In his illustrious ten year career on the South wall, he'd witnessed
three robberies on the streets below, all of which had been solved and the
perpetrator caught and convicted on his testimony.
He'd also been privy to one murder, which was also solved. He'd even caught personally sixteen men that had tried to
sneak either into or out of the city at different times of the night.
Orisen was a good man, and he took his job as seriously as a surgeon did
when he cut open a man. He stood at his favorite battlement, staring out over the
farmland and small village outside the south wall, thinking how nice it was that
the winter's chill was gone, and the early summer night was much preferable to
prowling the walls wearing five cloaks and three pairs of breeches.
He never saw nor heard the ghostly shape that rose up from the wall not
ten paces to his right, darted across the twenty spans that made up the top of
the wall, and disappeared quickly over the other side.
He did perk up and rush to the city side of the wall when the sound of a
roof tile hitting the street reached him. Many
thieves liked to run the rooftops, and that sound was one of the most obvious
that gave them away. He looked over
the side of the wall. He could see
the tile in the torchlight at the base of the wall, but there was nothing, and
nobody, else to be seen. Longspan
Street was deserted.
Reassured, Orisen the guard went back to his serious duty of defending
the city of Suld from any and all threat, be it from inside or outside.
Tarrin stood in the shadow of a large manor house, near its fence,
staring at the massive compound that was the Tower of Sorcery.
He was a bit discouraged at what he saw.
The obvious gates to the compound were guarded by men that frightened
Tarrin not a little bit.
By the time he'd gotten to the huge towers, it dawned on him that the men
guarding it would have no idea who he was.
He didn't want to get into a fight with them, and he certainly didn't
want them to go crazy at the sight of him, and more than once the thought that
one of them would be happier turning him to the people looking for him crossed
his mind. But he absolutely had
to get inside. Jesmind could be
behind any building, and the men that were obviously looking for him could be
readying to slide a dagger in his back at any moment.
The miasma smell of the large city, which was surprisingly clean for its
size, effectively robbed him of his most powerful sense, his sense of smell, and
the background noises prevelant in the city made it hard for him to lock in on
the faint sounds of someone sneaking up on him. He had to get in, but he didn't want to risk trying to get in
through the front gate. He wasn't
going to feel safe until he was inside that tower, and in the presence of people
that he felt he could trust. And
that meant Dolanna, or Faalken, or Walten or Tiella.
That left doing it the other way. There
was a fence surrounding the tower compound, an elegant structure of iron that
rose up and ended in a tapered curl at the top.

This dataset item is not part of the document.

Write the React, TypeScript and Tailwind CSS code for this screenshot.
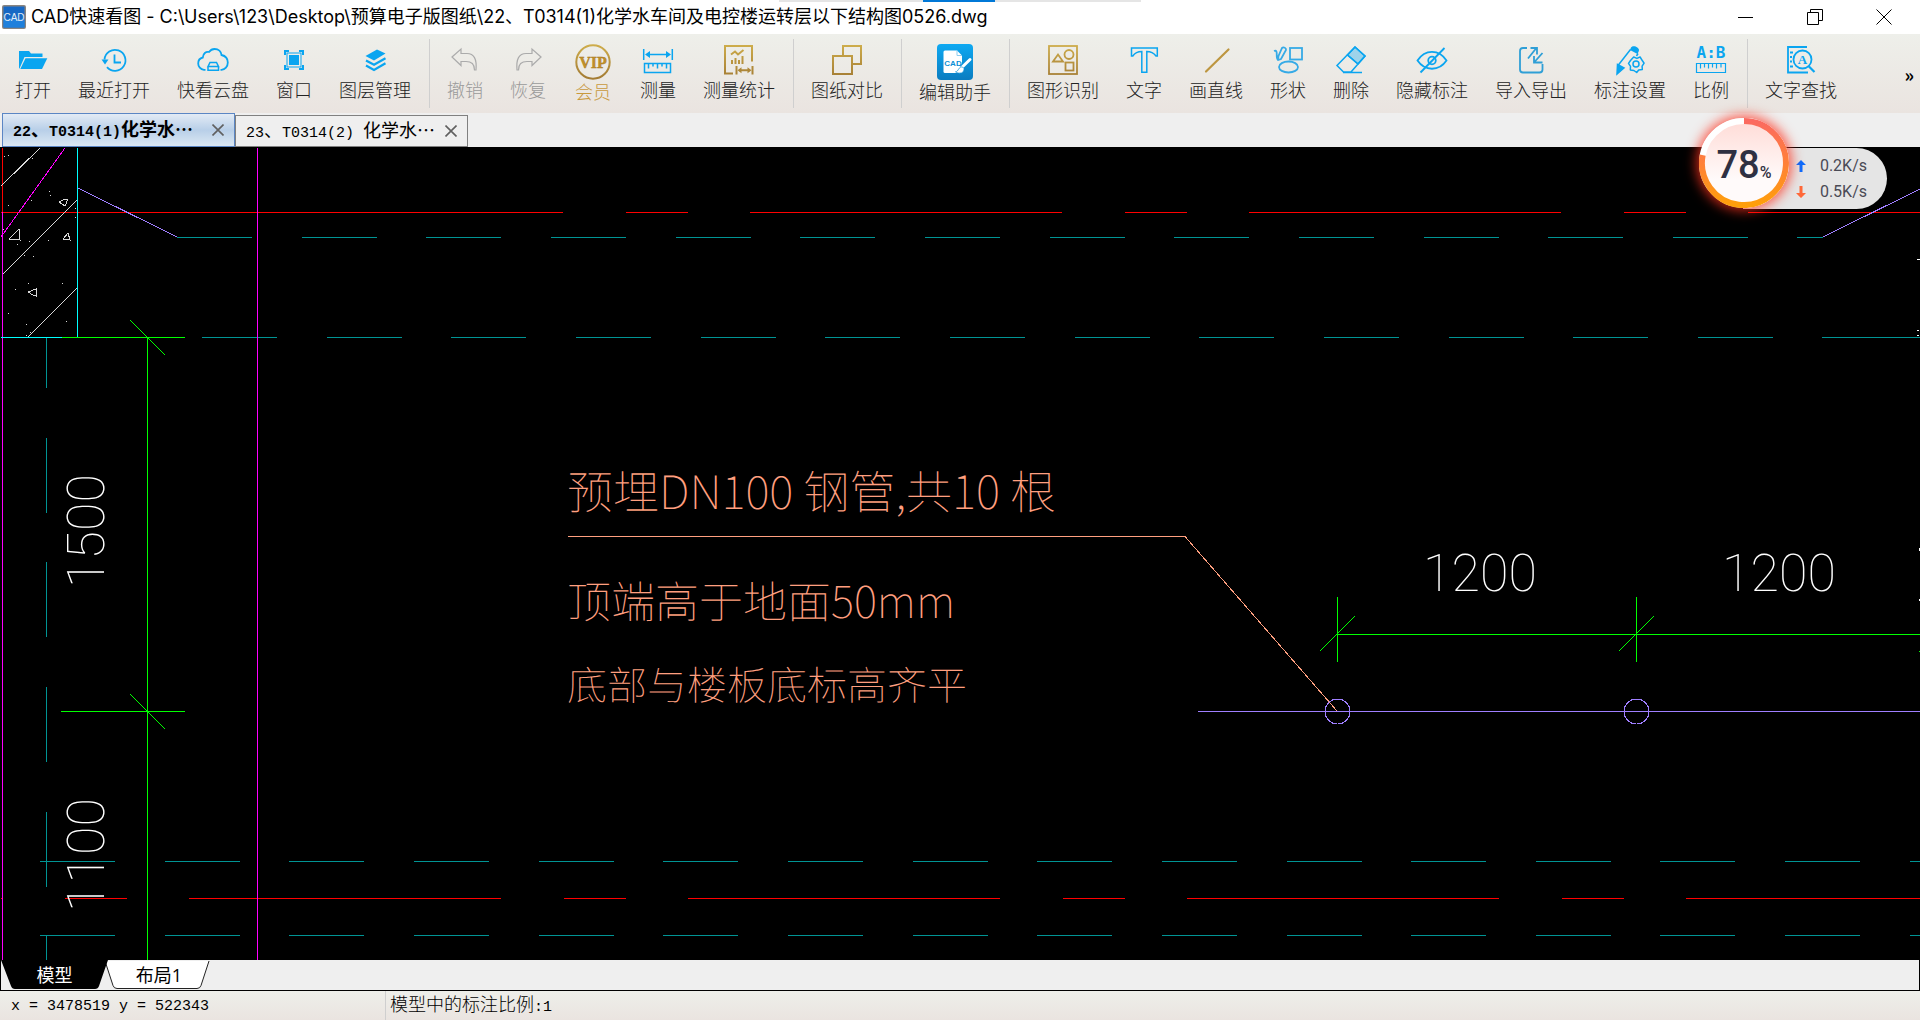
import type { ReactNode } from "react"
import clsx from "clsx"

const SKY = "#0aa5f0"
const GOLD = "url(#gold)"

type Tool = {
  label: string
  icon: ReactNode
  size?: "large"
  tone?: "disabled" | "vip"
}

function Icon({ children, large = false }: { children: ReactNode; large?: boolean }) {
  return (
    <svg
      className={large ? "h-9 w-9" : "h-8 w-8"}
      viewBox={large ? "0 0 36 36" : "0 0 32 32"}
      fill="none"
      stroke={SKY}
      strokeWidth="1.5"
      aria-hidden="true"
    >
      {children}
    </svg>
  )
}

const undoPath = "M3 13 12 5v4.500h6C25 9.500 28 15 27 26h-1.500C25.500 20 22.500 17.500 17 17.500h-5v4z"

const toolGroups: Tool[][] = [
  [
    {
      label: "打开",
      icon: (
        <Icon>
          <g fill={SKY} stroke="none">
            <path d="M2 7h10l2 2.500h11.500V13H7.500L2.500 24.500H2z" />
            <path d="M8.500 14.200h21.800L25 25H3.300z" />
          </g>
        </Icon>
      ),
    },
    {
      label: "最近打开",
      icon: (
        <Icon>
          <path d="M6.500 15.500A10.500 10.500 0 1 1 9 23.200" strokeWidth="1.800" />
          <path d="M3.500 15.500h7L7 20.500z" fill={SKY} stroke="none" />
          <path d="M16.500 10.500v8H23" strokeWidth="1.800" />
        </Icon>
      ),
    },
    {
      label: "快看云盘",
      icon: (
        <Icon>
          <path
            d="M8.500 25.800H7C3.500 25.500 1.200 22.500 1.200 19.500c0-3.200 2-5.400 4.600-6C6 9.500 9 7.200 12 8c1.500-2 3.300-3 5.500-3 4 0 6.700 2.500 7 6 3.500.8 6.300 3.500 6.300 7.500 0 4-2.800 7-6.300 7.300h-1"
            strokeWidth="1.800"
          />
          <path d="M11 22.500 13 18.500h6.500l2 4zM11 22.500v3.800h10.500v-3.800" />
        </Icon>
      ),
    },
    {
      label: "窗口",
      icon: (
        <Icon>
          <path d="M7 11V7h4M21 7h4v4M25 21v4h-4M11 25H7v-4" strokeWidth="2" />
          <rect x="9" y="9" width="14" height="14" strokeWidth="1" />
          <rect x="11" y="11" width="10" height="10" fill={SKY} stroke="none" />
        </Icon>
      ),
    },
    {
      label: "图层管理",
      icon: (
        <Icon>
          <path d="M18 5.500 26.500 9.500 15 16.500 6.500 12z" fill={SKY} stroke="none" />
          <path d="M7 16.500l8 4.300 11.500-6.500M7 21.500l8 4.500 11.500-6.700" strokeWidth="2.200" />
        </Icon>
      ),
    },
  ],
  [
    {
      label: "撤销",
      tone: "disabled",
      icon: (
        <Icon>
          <path d={undoPath} stroke="#ababab" strokeWidth="1.200" />
        </Icon>
      ),
    },
    {
      label: "恢复",
      tone: "disabled",
      icon: (
        <Icon>
          <path d={undoPath} transform="matrix(-1 0 0 1 32 0)" stroke="#ababab" strokeWidth="1.200" />
        </Icon>
      ),
    },
    {
      label: "会员",
      size: "large",
      tone: "vip",
      icon: (
        <Icon large>
          <circle cx="18" cy="18" r="16.700" stroke={GOLD} strokeWidth="2" />
          <text
            x="18"
            y="23.500"
            textAnchor="middle"
            className="font-['Liberation_Serif',serif] text-[16px] font-bold"
            fill="#c1922a"
            stroke="#a8761a"
            strokeWidth="0.400"
          >
            VIP
          </text>
        </Icon>
      ),
    },
    {
      label: "测量",
      icon: (
        <Icon>
          <path d="M1.700 5v11M30.300 5v11M5 10.500h22" />
          <path d="M3 10.500 8 7v7zM29 10.500 24 7v7z" fill={SKY} stroke="none" />
          <path d="M2.500 19.500h26v9h-26zM6.500 19.500v5M11 19.500v3M15.500 19.500v5M20 19.500v3M24.500 19.500v5" />
        </Icon>
      ),
    },
    {
      label: "测量统计",
      icon: (
        <Icon>
          <g stroke={GOLD} strokeWidth="2">
            <path d="M10 29.500H2V2h27v15.500" />
            <path d="M8 10.500l4-3 3 3 5.500-4.500M9 20v-4M12.500 20v-6M16 20v-4M19.500 20v-8" />
            <path d="M13.500 22v8.500M29.500 22v8.500M16 26.300h11" />
          </g>
          <path d="M14.500 26.300l4-3v6zM28.500 26.300l-4-3v6z" fill="#ad8738" stroke="none" />
        </Icon>
      ),
    },
  ],
  [
    {
      label: "图纸对比",
      icon: (
        <Icon>
          <g stroke={GOLD} strokeWidth="2">
            <path d="M12 11V2h18v18h-8.500" />
            <rect x="2" y="12" width="19" height="18" />
          </g>
        </Icon>
      ),
    },
  ],
  [
    {
      label: "编辑助手",
      size: "large",
      icon: (
        <Icon large>
          <rect width="36" height="36" rx="4" fill="url(#assistant)" stroke="none" />
          <path d="M8 6.500h12l5 5V29H8a1.500 1.500 0 0 1-1.500-1.500V8A1.500 1.500 0 0 1 8 6.500z" fill="#fff" stroke="none" />
          <path d="M20 6.500v5h5" stroke="#8ccdf0" strokeWidth="1" />
          <text
            x="16"
            y="21.500"
            textAnchor="middle"
            className="font-['Liberation_Sans_Narrow','Liberation_Sans',sans-serif] text-[8px] font-bold"
            fill="#0b8fd6"
            stroke="none"
          >
            CAD
          </text>
          <path d="M33 15.500l-8.500 8" stroke="#0b8fd6" strokeWidth="5" />
          <path d="M33 15.500l-8 7.800" stroke="#fff" strokeWidth="3" strokeLinecap="round" />
          <path d="M25.500 23c-4-1-4 5-7 4.800 4 2.800 9 1 8.500-3.300z" fill="#fff" stroke="#0b8fd6" strokeWidth="0.700" />
        </Icon>
      ),
    },
  ],
  [
    {
      label: "图形识别",
      icon: (
        <Icon>
          <g stroke={GOLD} strokeWidth="1.800">
            <rect x="2" y="2" width="28" height="28" />
            <path d="M6 17.500 11 10.500 16 17.500z" />
            <circle cx="22" cy="10.500" r="4.500" />
            <rect x="18.500" y="18.500" width="8" height="8" />
          </g>
        </Icon>
      ),
    },
    {
      label: "文字",
      icon: (
        <Icon>
          <path d="M3.500 4h25.800v8L28 12C25 8 22 7.500 18.800 7.500v20.800h-5V7.500C10.500 7.500 7.500 8 4.800 12L3.500 12z" />
        </Icon>
      ),
    },
    {
      label: "画直线",
      icon: (
        <Icon>
          <path d="M6 27.500 28.500 5.500" stroke="#bd9640" strokeWidth="2.200" strokeLinecap="round" />
        </Icon>
      ),
    },
    {
      label: "形状",
      icon: (
        <Icon>
          <g stroke="#36aae6" strokeWidth="1.800">
            <rect x="18" y="4" width="12" height="11.500" />
            <ellipse cx="16.500" cy="23" rx="9.500" ry="5.500" />
            <path d="M2 7c5-2 1 7 4 9l3-1 5-9c.5-2-2.500-3.500-4-2L6.500 12 6 16" />
          </g>
        </Icon>
      ),
    },
    {
      label: "删除",
      icon: (
        <Icon>
          <path d="M20 3 30 12 16 28H8.500L2 21.500zM12.500 11 23 20M8 28.500h19" />
          <path d="M20 3 30 12 23 20 12.500 11z" fill={SKY} fillOpacity="0.350" />
        </Icon>
      ),
    },
    {
      label: "隐藏标注",
      icon: (
        <Icon>
          <g strokeWidth="1.800">
            <path d="M1.500 16.500C9 5 23 5 30.500 16.500 23 27.500 9 27.500 1.500 16.500z" />
            <circle cx="16" cy="16.500" r="3.800" />
            <path d="M28.500 4 4.500 28.500" />
          </g>
        </Icon>
      ),
    },
    {
      label: "导入导出",
      icon: (
        <Icon>
          <g stroke="#2f9fd6" strokeWidth="1.800">
            <path d="M12 4H8a3 3 0 0 0-3 3v18.500a3 3 0 0 0 3 3h16.500a3 3 0 0 0 3-3V20" />
            <path d="M13 14.500 21 4.500M15.500 4H22v6.500M27.500 9 19 18.500M19 12v6.500h8.500" />
          </g>
        </Icon>
      ),
    },
    {
      label: "标注设置",
      icon: (
        <Icon>
          <path d="M17 3.500c2-3 8-.5 8 2.500 0 1.500-1 2.500-1.500 4L16 6z" fill={SKY} stroke="none" />
          <path d="M16.500 5.500 4 21.500M24 9.500l-1.500 2.500" />
          <path d="M3.500 20.500 10 24l-7 6z" fill={SKY} />
          <path
            d="M19.700 13l3.200 1.400 3.200-1.400 2 3.300 2 2.900-2 3 .2 3.300-3.600.6-2 2.400-2.800-2-3.600-.6.200-3.500-2-3 2-2.900z"
            strokeLinejoin="round"
          />
          <circle cx="22" cy="20" r="3" />
        </Icon>
      ),
    },
    {
      label: "比例",
      icon: (
        <Icon>
          <text
            x="16"
            y="14"
            textAnchor="middle"
            className="font-['DejaVu_Sans_Mono',monospace] text-[16px] font-bold"
            fill={SKY}
            stroke="none"
          >
            A:B
          </text>
          <path d="M1.500 19.500h29v9h-29zM5.500 19.500v5M9.500 19.500v4M13.500 19.500v5M17.500 19.500v4M21.500 19.500v5M26 19.500v4" strokeWidth="1.200" />
        </Icon>
      ),
    },
  ],
  [
    {
      label: "文字查找",
      icon: (
        <Icon>
          <path d="M22 3H3v25.500h20M5 8.500h3M5 13h2M5 17.500h2M5 22.500h3" strokeWidth="1.800" />
          <circle cx="17.500" cy="15.500" r="9" strokeWidth="1.800" />
          <path d="M23.500 22l6 6" strokeWidth="2.200" />
          <text
            x="17.500"
            y="20"
            textAnchor="middle"
            className="font-['Liberation_Serif',serif] text-[13px] font-bold"
            fill={SKY}
            stroke="none"
          >
            A
          </text>
        </Icon>
      ),
    },
  ],
]

const files = [
  { number: "22", code: "T0314(1)", name: "化学水…", active: true },
  { number: "23", code: "T0314(2) ", name: "化学水…", active: false },
]

function SharedGradients() {
  return (
    <svg className="absolute h-0 w-0" aria-hidden="true">
      <defs>
        <linearGradient id="gold" gradientUnits="userSpaceOnUse" x1="0" y1="0" x2="0" y2="34">
          <stop offset="0" stopColor="#cfae4c" />
          <stop offset="1" stopColor="#a47c34" />
        </linearGradient>
        <linearGradient id="assistant" x1="0" y1="0" x2="0" y2="1">
          <stop offset="0" stopColor="#0ea9f2" />
          <stop offset="1" stopColor="#0a7cc0" />
        </linearGradient>
      </defs>
    </svg>
  )
}

function TitleBar() {
  return (
    <header className="relative flex h-[34px] shrink-0 items-center bg-white">
      <div className="absolute top-0 left-[779px] flex h-0.5 w-[362px] bg-[#e5e5e5]">
        <div className="ml-36 w-[72px] bg-[#0078d7]" />
      </div>
      <svg className="ml-0.5 h-6 w-6" viewBox="0 0 24 24" aria-hidden="true">
        <rect width="24" height="24" rx="2" fill="#8a8580" />
        <rect x="1.500" y="1.500" width="21" height="21" fill="#1768c4" />
        <rect x="1.500" y="14" width="21" height="8.500" fill="#1f80dc" />
        <text
          x="12"
          y="16"
          textAnchor="middle"
          className="font-['Liberation_Sans_Narrow','Liberation_Sans',sans-serif] text-[10px]"
          fill="#e3ecf5"
        >
          CAD
        </text>
      </svg>
      <h1 className="ml-[5px] flex-1 truncate font-['Inter','Noto_Sans_CJK_SC',sans-serif] text-[18px] leading-6 font-normal text-black">
        CAD快速看图 - C:\Users\123\Desktop\预算电子版图纸\22、T0314(1)化学水车间及电控楼运转层以下结构图0526.dwg
      </h1>
      <div className="mr-[2px] flex">
        <button className="flex h-8 w-[69px] items-center justify-center" aria-label="最小化">
          <svg className="h-4 w-4" viewBox="0 0 16 16" stroke="#000">
            <path d="M0 8.500h15" />
          </svg>
        </button>
        <button className="flex h-8 w-[69px] items-center justify-center" aria-label="还原">
          <svg className="h-4 w-4" viewBox="0 0 16 16" stroke="#000" fill="none">
            <path d="M.5 3.500h11v12H.5zM3.500 3.500v-3h12v11h-4" />
          </svg>
        </button>
        <button className="flex h-8 w-[69px] items-center justify-center" aria-label="关闭">
          <svg className="h-4 w-4" viewBox="0 0 16 16" stroke="#000">
            <path d="M.5.500l15 15M15.500.500l-15 15" />
          </svg>
        </button>
      </div>
    </header>
  )
}

function ToolButton({ tool }: { tool: Tool }) {
  return (
    <button
      className={clsx("flex flex-col items-center pt-2.5", tool.tone === "vip" && "w-10")}
      disabled={tool.tone === "disabled"}
    >
      {tool.icon}
      <span
        className={clsx(
          "text-[18px] leading-5 font-light whitespace-nowrap",
          tool.size === "large" ? "mt-px" : "mt-[3px]",
          tool.tone === "disabled" && "text-[#9a9a9a]",
          tool.tone === "vip" && "text-[#c8983c]",
          !tool.tone && "text-[#222]",
        )}
      >
        {tool.label}
      </span>
    </button>
  )
}

function Toolbar() {
  return (
    <nav
      className="flex h-[79px] shrink-0 overflow-hidden bg-linear-to-b from-[#eeefea] to-[#eae4e0] pl-[15px] font-['Noto_Sans_CJK_SC',sans-serif]"
      aria-label="工具栏"
    >
      {toolGroups.map((group, index) => (
        <div key={group[0].label} className="flex items-start">
          {index > 0 && <div className="mt-[5px] mr-[17px] ml-[18px] h-[69px] w-px bg-[#cfcfcf]" />}
          <div className="flex items-start gap-[27px]">
            {group.map((tool) => (
              <ToolButton key={tool.label} tool={tool} />
            ))}
          </div>
        </div>
      ))}
      <button className="mr-1.5 ml-auto self-center text-[18px] leading-none font-bold text-black" aria-label="更多工具">
        »
      </button>
    </nav>
  )
}

function FileTabs() {
  return (
    <div className="flex h-[34px] shrink-0 items-end bg-[#efefef] pl-0.5 font-['Liberation_Mono','Noto_Sans_CJK_SC',monospace]">
      {files.map((file) => (
        <div
          key={file.number}
          className={clsx(
            "flex w-[233px] items-center justify-between border pr-2.5 pl-2.5 text-black",
            file.active
              ? "h-[34px] border-[#5b86c4] bg-linear-to-b from-[#e3ebf5] via-[#b8cfe8] to-[#dce8f3] font-bold"
              : "h-8 border-[#808080] bg-[#efefef]",
          )}
        >
          <button className="flex items-baseline text-[15px] leading-6 whitespace-pre">
            <span>{file.number}</span>
            <span className="font-['Noto_Sans_CJK_SC',sans-serif] text-[18px]">、</span>
            <span>{file.code}</span>
            <span className="font-['Noto_Sans_CJK_SC',sans-serif] text-[18px]">{file.name}</span>
          </button>
          <button aria-label="关闭标签">
            <svg className="h-3 w-3" viewBox="0 0 12 12" stroke="#606060" strokeWidth="1.600">
              <path d="M.5.500l11 11M11.500.500l-11 11" />
            </svg>
          </button>
        </div>
      ))}
    </div>
  )
}

const specks = [
  [4, 9], [8, 8], [32, 11], [49, 44], [50, 48], [8, 58], [31, 53], [75, 61], [75, 70], [3, 82],
  [29, 94], [17, 97], [48, 93], [24, 108], [33, 109], [28, 136], [15, 142], [62, 136], [8, 166],
  [26, 177], [66, 174], [30, 185], [26, 188],
]

const HATCH = "75 49.65"

function Drawing() {
  return (
    <main className="min-h-0 flex-1 bg-black">
      <svg
        className="block h-full w-full"
        viewBox="0 0 1920 813"
        preserveAspectRatio="xMinYMin slice"
        fill="none"
        shapeRendering="crispEdges"
        role="img"
        aria-label="结构图"
      >
        {/* hidden edges */}
        <g stroke="#009494">
          <path d="M177 90.500H1823" strokeDasharray={HATCH} />
          <path d="M202 190.500H1823" strokeDasharray={HATCH} />
          <path d="M1823 190.500H1920" />
          <path d="M40 714.500H1920" strokeDasharray={HATCH} />
          <path d="M40 788.500H1920" strokeDasharray={HATCH} />
          <path d="M46.500 191V813" strokeDasharray={HATCH} strokeDashoffset="25" />
        </g>

        {/* centre lines */}
        <g stroke="#ff0000">
          <path d="M1 65.500H563" />
          <path d="M626 65.500H1920" strokeDasharray="62 62 312 63" />
          <path d="M65 751.500H1920" strokeDasharray="62 62 312 63" />
          <path d="M2.500 1V65M1 751.500h1" />
        </g>

        <g stroke="#ff00ff">
          <path d="M2.500 65V813M257.500 1V813M65 1 1 90" />
        </g>

        {/* concrete column */}
        <g stroke="#d8d8d8">
          <path d="M40 1 1 39M77 53 3 127M77 141 28 190" />
          <path d="M59 55l6-3 3 0-3 7zM9 92l10-10 1 11zM63 92l5-6 2 7zM28 145l8-3 0 7-3-1z" />
        </g>
        {specks.map(([x, y]) => (
          <rect key={`${x}-${y}`} x={x} y={y} width="1" height="1" fill="#d8d8d8" />
        ))}
        <path d="M77.500 1V190M1 190.500H62" stroke="#00ffff" />

        <g stroke="#9f7fff">
          <path d="M78 41l99 49M1823 90l97-48M1198 564.500H1920" />
          <circle cx="1337.500" cy="564.500" r="12.500" />
          <circle cx="1636.500" cy="564.500" r="12.500" />
        </g>

        {/* dimension lines */}
        <g stroke="#00ff00">
          <path d="M62 190.500H185M147.500 190V813M130 173l35 35" />
          <path d="M61 564.500H185M130 547l35 35" />
          <path d="M1337 487.500H1920M1337.500 450v65M1320 504l35-35" />
          <path d="M1636.500 450v65M1619 504l35-35M1919 504h1" />
        </g>
        <path d="M1919.500 401v3M1919.500 452v2M1917 113l3-1M1917 183.500h2M1917 188l2 1" stroke="#fff" />

        <path d="M568 389.500H1185L1337 564" stroke="#ff9f7f" />

        <g
          className="font-['Noto_Sans_CJK_SC',sans-serif] font-thin"
          fill="#ff9f7f"
          textRendering="geometricPrecision"
        >
          <text x="567" y="362" className="text-[46px]">预埋DN100 钢管,共10 根</text>
          <text x="567" y="471" className="text-[44px]">顶端高于地面50mm</text>
          <text x="567" y="553" className="text-[40px]">底部与楼板底标高齐平</text>
        </g>

        <g className="font-['Roboto',sans-serif] text-[52px] font-thin" fill="#fff" textAnchor="middle">
          <text x="1480" y="444">1200</text>
          <text x="1779" y="444">1200</text>
          <text transform="translate(104 384) rotate(-90)">1500</text>
          <text transform="translate(104 708) rotate(-90)">1100</text>
        </g>
      </svg>
    </main>
  )
}

function SpeedWidget() {
  const percent = 78
  return (
    <aside className="absolute top-[118px] right-[33px] flex h-[91px] w-[188px] items-end font-['Roboto','Liberation_Sans',sans-serif]">
      <div className="ml-11 flex h-[61px] flex-1 flex-col justify-center gap-1.5 rounded-r-full bg-[#e5e5e5] pr-5 pl-[53px] text-[16px] leading-5 text-[#4a4a55]">
        <div className="flex items-center justify-between">
          <svg className="h-3 w-2.5" viewBox="0 0 10 12" aria-label="上传">
            <path d="M5 0l5 5H6.500v7h-3V5H0z" fill="#0a6cff" />
          </svg>
          <span>0.2K/s</span>
        </div>
        <div className="flex items-center justify-between">
          <svg className="h-3 w-2.5" viewBox="0 0 10 12" aria-label="下载">
            <path d="M5 12l5-5H6.500V0h-3v7H0z" fill="#ff6838" />
          </svg>
          <span>0.5K/s</span>
        </div>
      </div>
      <div className="absolute top-0 left-0 flex h-[90px] w-[90px] items-center justify-center rounded-full shadow-[0_0_12px_3px_rgba(255,50,30,0.75)]">
        <svg className="absolute inset-0 h-full w-full" viewBox="0 0 90 90" fill="none" aria-hidden="true">
          <defs>
            <linearGradient id="ring" x1="0" y1="0" x2="0" y2="1">
              <stop offset="0" stopColor="#fb6a60" />
              <stop offset="0.500" stopColor="#ff8038" />
              <stop offset="1" stopColor="#ff9f0a" />
            </linearGradient>
            <linearGradient id="face" x1="0" y1="0" x2="0" y2="1">
              <stop offset="0" stopColor="#ffdcd7" />
              <stop offset="0.700" stopColor="#fffafa" />
            </linearGradient>
          </defs>
          <circle cx="45" cy="45" r="42" fill="url(#face)" stroke="#fff" strokeWidth="6" />
          <path d="M45 3A42 42 0 1 1 3.700 37.100" stroke="url(#ring)" strokeWidth="6" />
        </svg>
        <div className="relative flex items-baseline pt-1 font-medium text-[#2f3042]">
          <span className="text-[38px] leading-none">{percent}</span>
          <span className="text-[16px] leading-none">%</span>
        </div>
      </div>
    </aside>
  )
}

function LayoutTabs() {
  return (
    <div className="flex h-[31px] shrink-0 items-start border-x border-b border-black bg-[#efefef] font-['Open_Sans','Noto_Sans_CJK_SC',sans-serif] text-[18px]">
      <button className="relative z-10 h-[29px] w-[107px] pt-0.5 text-white">
        <svg className="absolute inset-0 h-full w-full" viewBox="0 0 107 29" aria-hidden="true">
          <path d="M0 0h107L98 26q-1 3-4 3H14q-3 0-4-3z" fill="#000" />
        </svg>
        <span className="relative">模型</span>
      </button>
      <button className="relative -ml-1 h-[29px] w-[106px] pt-0.5 pl-1 text-black">
        <svg className="absolute inset-0 h-full w-full" viewBox="0 0 106 29" aria-hidden="true">
          <path d="M1 1h104L97 25.500q-1 3-4 3H13q-3 0-4-3z" fill="#fff" />
          <path d="M1 1l8 24.500q1 3 4 3h80q3 0 4-3L105 1" fill="none" stroke="#222" />
        </svg>
        <span className="relative">布局1</span>
      </button>
    </div>
  )
}

function StatusBar() {
  return (
    <footer className="flex h-[29px] shrink-0 items-center bg-linear-to-b from-[#eeefea] to-[#eae4e0] pl-[11px] font-['Liberation_Mono',monospace] text-[15px] text-black">
      <span className="w-[374px] pt-1">x = 3478519 y = 522343</span>
      <div className="flex items-baseline border-l border-[#cfcfcf] pl-1 leading-6">
        <span className="font-['Noto_Sans_CJK_SC',sans-serif] text-[18px] font-light">模型中的标注比例</span>
        <span>:1</span>
      </div>
    </footer>
  )
}

export default function App() {
  return (
    <div className="relative flex h-screen flex-col overflow-hidden">
      <SharedGradients />
      <TitleBar />
      <Toolbar />
      <FileTabs />
      <Drawing />
      <LayoutTabs />
      <StatusBar />
      <SpeedWidget />
    </div>
  )
}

It was only about fifteen spans high, and it was much too elegant and
showy to be very effective. It also
had not one speck of rust anywhere on it. A
one-eyed man with no legs could get over that fence in a very short amount of
time, much faster than the regular patrols Tarrin saw roaming the fence
perimeter to get there in time.
But it couldn't be that easy, and he knew it.
That left only one solution. That
fence had to be magic. This was
the Tower of Sorcery. There were
lots of people inside that could do magic.
So if they were so lax about defending such a flimsy fence, then it only
stood to reason that the fence was capable of defending itself.